Two new documentaries about cinema, centred on the work of US directors Peter Bogdanovich and Arthur Penn, have been added to the Venice Classics strand of the 71st Venice International Film Festival (Aug 27 - Sept 6).
One Day Since Yesterday: Peter Bogdanovich & The Lost American Film by Bill Teck reconstructs the grim story of Peter Bogdanovich film They All Laughed, presented at the Venice Film Festival in 1981.
Bogdanovich’s film was caught up in a series of distribution problems only to be rediscoveredby directors such as Quentin Tarantino, Wes Anderson and Noah Baumbach.
The new documentary is also the story of Bogdanovich’s love for the late actress Dorothy Stratten, the star of They All Laughed, who was killed by her ex-husband in a fit of jealousy while the director was editing the film. It also examines Bogdanovich’s career and his most famous works, from The Last Picture Show and What’s Up, Doc? to Paper Moon.
The documentary marks the debut of Latin-American director Teck, who spent 20 years in TV and advertsing.
Bogdanovich new film, She’s Funny That Way, will be presented out of competition at Venice.
Mise en scène with Arthur Penn (a conversation) is a documentary-interview that pays tribute to US director Arthur Penn. Directed by Iranian filmmaker Amir Naderi, the film has been in the works since 2005.

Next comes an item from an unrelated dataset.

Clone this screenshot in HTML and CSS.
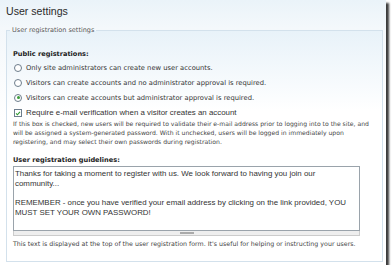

Penn, who died in 2010, directed the likes of The Left Handed Gun (1958), Mickey One (1965), Bonnie and Clyde (1967), Alice’s Restaurant (1969), Little Big Man (1970), Night Moves (1975) and The Missouri Breaks (1976).
Naderi, who left Iran in the late 1980s, has presented his US films at Venice, Cannes, Tribeca and Sundance with titles including Vegas: Based on a True Story (2008), which screened in competition in Venice.
His followed that with Cut, shot on location in Japan, which was the opening film of the Orizzonti section in 2011. In 2012 he was a member of the Orizzonti jury.